#### Given instruction:
Retype the lines beneath this one, from the first through the line containing "fit, updated: fit". Pictures are left out.

--- START ---

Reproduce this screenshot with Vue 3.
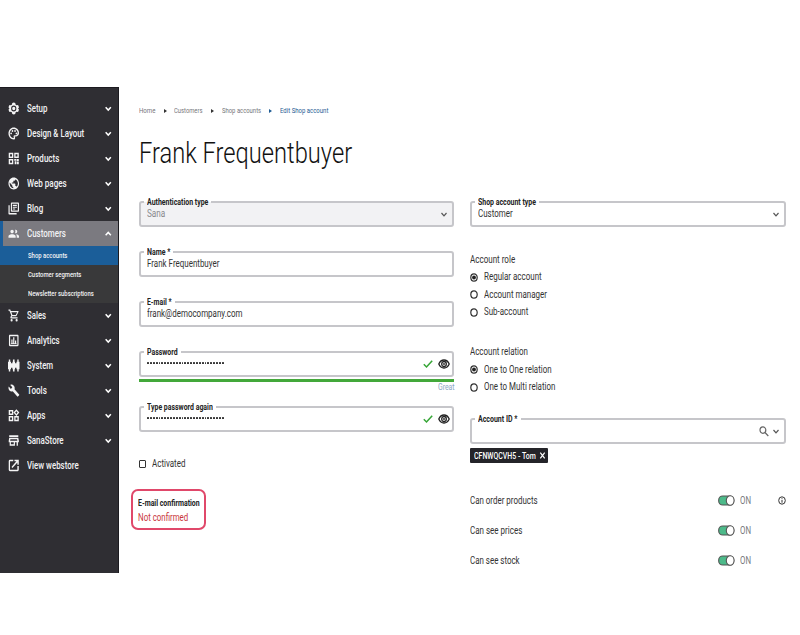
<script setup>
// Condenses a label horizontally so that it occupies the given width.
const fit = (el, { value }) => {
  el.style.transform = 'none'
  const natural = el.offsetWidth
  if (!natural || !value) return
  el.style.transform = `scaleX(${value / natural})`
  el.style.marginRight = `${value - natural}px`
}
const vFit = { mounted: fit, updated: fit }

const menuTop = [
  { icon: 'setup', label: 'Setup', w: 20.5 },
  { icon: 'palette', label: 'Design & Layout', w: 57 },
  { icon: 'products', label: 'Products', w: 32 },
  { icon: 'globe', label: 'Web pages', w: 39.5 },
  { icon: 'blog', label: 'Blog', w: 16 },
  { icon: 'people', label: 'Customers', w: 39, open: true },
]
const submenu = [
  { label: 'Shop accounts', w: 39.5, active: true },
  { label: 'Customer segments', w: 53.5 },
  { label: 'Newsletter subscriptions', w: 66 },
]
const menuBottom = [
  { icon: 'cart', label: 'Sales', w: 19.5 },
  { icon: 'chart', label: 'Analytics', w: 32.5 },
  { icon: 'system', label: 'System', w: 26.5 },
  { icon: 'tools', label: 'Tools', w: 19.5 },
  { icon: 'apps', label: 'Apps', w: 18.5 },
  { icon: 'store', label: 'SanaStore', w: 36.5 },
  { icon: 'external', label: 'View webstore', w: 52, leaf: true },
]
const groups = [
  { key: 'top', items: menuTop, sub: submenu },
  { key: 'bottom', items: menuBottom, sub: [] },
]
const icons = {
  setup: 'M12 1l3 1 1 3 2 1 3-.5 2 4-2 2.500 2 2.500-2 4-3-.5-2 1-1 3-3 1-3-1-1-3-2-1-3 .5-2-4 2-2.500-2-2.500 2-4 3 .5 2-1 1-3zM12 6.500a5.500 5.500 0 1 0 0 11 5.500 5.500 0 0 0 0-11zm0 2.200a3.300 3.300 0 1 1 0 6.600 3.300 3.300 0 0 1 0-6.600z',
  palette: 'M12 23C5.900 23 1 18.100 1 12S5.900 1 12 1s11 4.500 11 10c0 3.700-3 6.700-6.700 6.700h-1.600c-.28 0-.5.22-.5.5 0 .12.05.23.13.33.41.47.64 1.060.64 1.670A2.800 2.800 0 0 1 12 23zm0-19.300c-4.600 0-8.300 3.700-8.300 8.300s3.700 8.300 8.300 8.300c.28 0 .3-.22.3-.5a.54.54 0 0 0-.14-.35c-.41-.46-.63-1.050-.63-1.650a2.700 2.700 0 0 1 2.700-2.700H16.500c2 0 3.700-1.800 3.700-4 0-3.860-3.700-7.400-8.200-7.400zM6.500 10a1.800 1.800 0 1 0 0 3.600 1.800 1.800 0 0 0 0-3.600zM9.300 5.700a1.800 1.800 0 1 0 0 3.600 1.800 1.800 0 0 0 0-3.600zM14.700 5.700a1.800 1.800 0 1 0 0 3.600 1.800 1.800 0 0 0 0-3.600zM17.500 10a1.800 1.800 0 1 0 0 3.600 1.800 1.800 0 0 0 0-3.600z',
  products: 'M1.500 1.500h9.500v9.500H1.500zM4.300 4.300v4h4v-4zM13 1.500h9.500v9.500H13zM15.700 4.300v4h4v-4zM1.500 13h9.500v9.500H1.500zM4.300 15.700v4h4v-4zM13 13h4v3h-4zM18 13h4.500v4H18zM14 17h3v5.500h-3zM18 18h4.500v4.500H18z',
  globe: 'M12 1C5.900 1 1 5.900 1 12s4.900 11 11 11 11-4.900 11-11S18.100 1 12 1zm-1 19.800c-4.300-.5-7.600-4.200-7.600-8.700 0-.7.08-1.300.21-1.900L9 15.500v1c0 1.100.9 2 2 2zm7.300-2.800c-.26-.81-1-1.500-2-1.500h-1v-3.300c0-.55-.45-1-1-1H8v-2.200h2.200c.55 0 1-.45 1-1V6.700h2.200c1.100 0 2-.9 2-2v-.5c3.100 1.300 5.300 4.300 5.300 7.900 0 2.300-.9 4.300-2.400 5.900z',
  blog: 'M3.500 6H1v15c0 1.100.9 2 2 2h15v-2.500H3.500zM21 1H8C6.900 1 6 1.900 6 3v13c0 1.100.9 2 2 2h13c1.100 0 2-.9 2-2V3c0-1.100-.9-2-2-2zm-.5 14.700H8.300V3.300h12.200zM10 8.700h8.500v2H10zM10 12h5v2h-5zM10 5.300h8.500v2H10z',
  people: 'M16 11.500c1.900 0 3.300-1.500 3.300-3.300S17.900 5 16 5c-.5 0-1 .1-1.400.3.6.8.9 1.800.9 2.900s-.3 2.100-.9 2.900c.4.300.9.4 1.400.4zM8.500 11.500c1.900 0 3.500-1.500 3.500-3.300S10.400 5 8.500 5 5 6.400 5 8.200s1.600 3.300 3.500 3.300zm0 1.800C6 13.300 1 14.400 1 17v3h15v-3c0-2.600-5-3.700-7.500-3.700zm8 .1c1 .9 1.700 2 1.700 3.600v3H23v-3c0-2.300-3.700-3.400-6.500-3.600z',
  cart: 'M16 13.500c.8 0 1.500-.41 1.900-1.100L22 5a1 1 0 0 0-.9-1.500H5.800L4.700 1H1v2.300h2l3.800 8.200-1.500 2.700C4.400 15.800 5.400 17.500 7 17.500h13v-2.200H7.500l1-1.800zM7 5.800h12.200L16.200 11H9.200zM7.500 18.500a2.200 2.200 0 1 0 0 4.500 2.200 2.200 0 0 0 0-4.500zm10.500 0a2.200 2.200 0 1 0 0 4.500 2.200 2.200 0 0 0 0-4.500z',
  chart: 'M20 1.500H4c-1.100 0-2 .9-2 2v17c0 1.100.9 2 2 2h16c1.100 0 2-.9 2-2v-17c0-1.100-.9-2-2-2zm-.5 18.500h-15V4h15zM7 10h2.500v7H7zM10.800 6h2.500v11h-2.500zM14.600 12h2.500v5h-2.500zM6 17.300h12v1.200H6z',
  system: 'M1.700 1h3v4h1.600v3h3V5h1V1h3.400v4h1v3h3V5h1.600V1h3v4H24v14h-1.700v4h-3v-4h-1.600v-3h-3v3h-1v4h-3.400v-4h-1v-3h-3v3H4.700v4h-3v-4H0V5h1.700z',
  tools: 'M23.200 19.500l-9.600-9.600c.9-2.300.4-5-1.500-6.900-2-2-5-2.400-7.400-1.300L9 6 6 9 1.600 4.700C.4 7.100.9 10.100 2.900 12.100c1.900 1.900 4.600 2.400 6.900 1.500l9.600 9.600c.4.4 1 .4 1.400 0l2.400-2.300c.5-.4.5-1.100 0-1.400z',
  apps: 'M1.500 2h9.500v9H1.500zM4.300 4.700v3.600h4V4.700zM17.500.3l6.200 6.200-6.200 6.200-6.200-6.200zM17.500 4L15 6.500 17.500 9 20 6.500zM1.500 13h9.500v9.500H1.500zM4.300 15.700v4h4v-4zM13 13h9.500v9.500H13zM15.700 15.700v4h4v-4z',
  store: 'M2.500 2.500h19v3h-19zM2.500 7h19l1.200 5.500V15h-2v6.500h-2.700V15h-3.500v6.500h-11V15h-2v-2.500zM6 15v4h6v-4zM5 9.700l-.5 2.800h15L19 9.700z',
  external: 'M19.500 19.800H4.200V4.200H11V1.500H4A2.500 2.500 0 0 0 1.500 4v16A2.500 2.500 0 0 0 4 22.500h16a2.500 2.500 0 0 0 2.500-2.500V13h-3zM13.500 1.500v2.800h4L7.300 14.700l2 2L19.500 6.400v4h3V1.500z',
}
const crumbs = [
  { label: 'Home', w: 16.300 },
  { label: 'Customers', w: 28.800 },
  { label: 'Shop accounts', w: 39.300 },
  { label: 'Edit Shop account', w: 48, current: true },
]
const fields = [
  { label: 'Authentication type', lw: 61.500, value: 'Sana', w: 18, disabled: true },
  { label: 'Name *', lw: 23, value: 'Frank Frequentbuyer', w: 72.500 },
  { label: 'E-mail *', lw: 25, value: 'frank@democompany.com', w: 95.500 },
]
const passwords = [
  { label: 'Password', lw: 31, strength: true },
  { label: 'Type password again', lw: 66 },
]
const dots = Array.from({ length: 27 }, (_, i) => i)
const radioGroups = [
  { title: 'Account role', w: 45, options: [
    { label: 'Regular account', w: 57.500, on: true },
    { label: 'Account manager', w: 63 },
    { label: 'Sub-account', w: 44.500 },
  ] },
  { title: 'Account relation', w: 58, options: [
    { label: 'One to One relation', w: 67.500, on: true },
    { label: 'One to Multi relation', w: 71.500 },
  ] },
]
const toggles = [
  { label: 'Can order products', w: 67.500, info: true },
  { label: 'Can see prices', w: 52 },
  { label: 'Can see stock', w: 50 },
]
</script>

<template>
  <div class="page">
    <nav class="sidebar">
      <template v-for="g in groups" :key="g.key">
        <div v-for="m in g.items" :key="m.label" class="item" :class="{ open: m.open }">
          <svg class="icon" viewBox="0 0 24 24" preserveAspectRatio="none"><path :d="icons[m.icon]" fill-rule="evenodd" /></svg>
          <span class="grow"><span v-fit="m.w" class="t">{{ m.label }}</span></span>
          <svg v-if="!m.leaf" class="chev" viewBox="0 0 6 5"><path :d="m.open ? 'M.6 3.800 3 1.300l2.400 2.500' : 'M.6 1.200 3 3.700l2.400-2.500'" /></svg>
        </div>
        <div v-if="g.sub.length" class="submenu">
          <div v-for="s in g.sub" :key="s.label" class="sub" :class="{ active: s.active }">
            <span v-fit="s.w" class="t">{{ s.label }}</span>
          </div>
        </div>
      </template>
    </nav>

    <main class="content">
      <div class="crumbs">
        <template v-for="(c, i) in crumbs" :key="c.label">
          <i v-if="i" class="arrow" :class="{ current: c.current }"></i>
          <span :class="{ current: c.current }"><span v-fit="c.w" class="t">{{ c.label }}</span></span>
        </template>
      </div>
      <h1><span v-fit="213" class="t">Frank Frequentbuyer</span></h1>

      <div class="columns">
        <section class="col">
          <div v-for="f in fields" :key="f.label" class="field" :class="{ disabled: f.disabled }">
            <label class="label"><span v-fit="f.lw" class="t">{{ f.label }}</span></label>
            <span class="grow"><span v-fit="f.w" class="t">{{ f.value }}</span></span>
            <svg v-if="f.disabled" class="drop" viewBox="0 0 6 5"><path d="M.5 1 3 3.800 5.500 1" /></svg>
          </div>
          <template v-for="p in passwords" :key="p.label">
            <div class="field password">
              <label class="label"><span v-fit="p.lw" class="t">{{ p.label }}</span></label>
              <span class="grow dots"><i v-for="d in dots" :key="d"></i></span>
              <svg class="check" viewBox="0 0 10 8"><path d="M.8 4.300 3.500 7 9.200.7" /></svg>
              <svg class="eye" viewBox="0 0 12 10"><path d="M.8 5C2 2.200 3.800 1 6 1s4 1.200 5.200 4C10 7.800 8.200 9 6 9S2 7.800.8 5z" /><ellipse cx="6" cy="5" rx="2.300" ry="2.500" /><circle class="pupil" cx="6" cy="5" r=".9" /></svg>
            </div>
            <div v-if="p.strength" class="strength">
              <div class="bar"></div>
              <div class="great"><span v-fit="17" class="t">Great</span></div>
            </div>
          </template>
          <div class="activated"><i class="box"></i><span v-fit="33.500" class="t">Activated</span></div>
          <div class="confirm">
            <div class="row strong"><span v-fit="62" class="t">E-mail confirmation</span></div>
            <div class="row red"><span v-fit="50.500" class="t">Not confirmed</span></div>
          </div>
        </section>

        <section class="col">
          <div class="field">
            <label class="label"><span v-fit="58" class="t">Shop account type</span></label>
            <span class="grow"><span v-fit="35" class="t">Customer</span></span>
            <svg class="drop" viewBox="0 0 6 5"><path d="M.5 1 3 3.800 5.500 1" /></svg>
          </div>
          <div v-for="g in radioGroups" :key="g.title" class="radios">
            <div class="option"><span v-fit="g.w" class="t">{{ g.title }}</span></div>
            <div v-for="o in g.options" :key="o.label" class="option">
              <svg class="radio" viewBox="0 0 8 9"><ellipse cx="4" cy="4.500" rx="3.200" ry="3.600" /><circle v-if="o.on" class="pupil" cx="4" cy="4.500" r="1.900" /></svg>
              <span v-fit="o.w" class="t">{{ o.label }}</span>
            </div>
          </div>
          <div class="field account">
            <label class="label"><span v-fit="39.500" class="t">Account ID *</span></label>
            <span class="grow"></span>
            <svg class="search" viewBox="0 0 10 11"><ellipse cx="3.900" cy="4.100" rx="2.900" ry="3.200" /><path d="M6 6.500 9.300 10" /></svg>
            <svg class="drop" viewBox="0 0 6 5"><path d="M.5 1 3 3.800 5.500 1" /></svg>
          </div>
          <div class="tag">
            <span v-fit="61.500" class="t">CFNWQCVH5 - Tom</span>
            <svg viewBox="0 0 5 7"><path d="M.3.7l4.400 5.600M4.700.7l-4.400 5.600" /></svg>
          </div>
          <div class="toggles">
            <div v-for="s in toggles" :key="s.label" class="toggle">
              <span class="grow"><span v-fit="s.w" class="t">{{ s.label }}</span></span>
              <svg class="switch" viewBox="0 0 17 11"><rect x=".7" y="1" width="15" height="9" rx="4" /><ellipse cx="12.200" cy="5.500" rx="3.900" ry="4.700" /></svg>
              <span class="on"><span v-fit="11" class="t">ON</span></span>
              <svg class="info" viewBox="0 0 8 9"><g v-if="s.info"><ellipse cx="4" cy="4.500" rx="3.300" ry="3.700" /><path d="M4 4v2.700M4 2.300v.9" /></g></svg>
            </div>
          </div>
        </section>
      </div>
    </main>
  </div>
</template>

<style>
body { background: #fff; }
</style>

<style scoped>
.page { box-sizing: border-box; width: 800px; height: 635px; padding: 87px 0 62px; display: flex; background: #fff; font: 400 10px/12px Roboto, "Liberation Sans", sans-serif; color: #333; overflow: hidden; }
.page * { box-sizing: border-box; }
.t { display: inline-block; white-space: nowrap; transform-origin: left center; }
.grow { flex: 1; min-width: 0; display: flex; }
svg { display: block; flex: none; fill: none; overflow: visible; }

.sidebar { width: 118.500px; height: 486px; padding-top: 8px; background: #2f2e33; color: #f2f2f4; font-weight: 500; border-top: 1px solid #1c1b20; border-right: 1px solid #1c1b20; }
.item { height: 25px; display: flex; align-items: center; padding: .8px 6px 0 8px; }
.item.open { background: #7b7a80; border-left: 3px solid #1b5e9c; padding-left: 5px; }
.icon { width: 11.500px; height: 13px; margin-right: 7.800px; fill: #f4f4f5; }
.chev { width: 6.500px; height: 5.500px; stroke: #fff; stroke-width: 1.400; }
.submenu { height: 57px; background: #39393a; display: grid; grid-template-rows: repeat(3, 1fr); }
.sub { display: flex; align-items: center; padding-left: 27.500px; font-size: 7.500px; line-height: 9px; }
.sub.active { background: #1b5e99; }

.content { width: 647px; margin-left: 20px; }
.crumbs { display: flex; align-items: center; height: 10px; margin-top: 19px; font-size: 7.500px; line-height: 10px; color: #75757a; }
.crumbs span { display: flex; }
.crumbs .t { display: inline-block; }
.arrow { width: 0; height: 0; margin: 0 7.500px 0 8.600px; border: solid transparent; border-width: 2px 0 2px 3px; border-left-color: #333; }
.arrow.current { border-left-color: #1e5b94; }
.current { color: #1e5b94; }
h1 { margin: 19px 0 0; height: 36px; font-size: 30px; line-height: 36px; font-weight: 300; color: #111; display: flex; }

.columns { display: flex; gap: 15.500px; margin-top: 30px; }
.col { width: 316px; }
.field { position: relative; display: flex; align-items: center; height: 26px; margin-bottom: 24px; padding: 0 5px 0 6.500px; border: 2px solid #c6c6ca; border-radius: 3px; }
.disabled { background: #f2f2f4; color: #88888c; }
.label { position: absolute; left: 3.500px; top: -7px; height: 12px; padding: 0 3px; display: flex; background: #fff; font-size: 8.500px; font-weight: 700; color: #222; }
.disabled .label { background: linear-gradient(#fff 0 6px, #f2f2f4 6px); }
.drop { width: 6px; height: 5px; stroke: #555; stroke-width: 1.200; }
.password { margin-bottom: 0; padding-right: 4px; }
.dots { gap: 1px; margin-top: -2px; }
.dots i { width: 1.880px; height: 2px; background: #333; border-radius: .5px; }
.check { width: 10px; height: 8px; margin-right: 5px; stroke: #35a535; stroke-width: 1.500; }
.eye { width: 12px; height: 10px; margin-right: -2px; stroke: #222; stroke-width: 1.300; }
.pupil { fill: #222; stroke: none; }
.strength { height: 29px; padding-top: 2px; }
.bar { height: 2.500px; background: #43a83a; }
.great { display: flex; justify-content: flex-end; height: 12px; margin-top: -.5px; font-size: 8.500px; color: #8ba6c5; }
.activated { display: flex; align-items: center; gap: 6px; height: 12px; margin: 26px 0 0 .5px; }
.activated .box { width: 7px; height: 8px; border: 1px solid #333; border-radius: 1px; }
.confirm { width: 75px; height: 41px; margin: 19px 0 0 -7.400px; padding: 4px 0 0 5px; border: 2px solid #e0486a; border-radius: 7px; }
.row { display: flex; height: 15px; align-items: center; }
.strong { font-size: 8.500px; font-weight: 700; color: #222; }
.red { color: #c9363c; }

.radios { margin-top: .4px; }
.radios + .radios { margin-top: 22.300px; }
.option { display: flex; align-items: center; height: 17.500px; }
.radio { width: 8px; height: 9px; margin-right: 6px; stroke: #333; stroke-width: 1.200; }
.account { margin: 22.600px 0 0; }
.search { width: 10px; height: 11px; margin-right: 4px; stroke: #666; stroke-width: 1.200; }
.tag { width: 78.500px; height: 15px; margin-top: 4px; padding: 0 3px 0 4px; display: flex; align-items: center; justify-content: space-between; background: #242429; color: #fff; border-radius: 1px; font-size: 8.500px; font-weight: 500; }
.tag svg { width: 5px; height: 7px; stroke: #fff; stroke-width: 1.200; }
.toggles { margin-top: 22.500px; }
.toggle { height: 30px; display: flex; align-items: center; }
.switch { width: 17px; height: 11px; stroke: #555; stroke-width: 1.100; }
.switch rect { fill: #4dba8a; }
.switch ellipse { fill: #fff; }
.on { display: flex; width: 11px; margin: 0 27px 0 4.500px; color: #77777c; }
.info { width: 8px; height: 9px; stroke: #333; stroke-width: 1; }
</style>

--- END ---

#### Response for this exercise:
Reproduce this screenshot with Vue 3.
<script setup>
// Condenses a label horizontally so that it occupies the given width.
const fit = (el, { value }) => {
  el.style.transform = 'none'
  const natural = el.offsetWidth
  if (!natural || !value) return
  el.style.transform = `scaleX(${value / natural})`
  el.style.marginRight = `${value - natural}px`
}
const vFit = { mounted: fit, updated: fit }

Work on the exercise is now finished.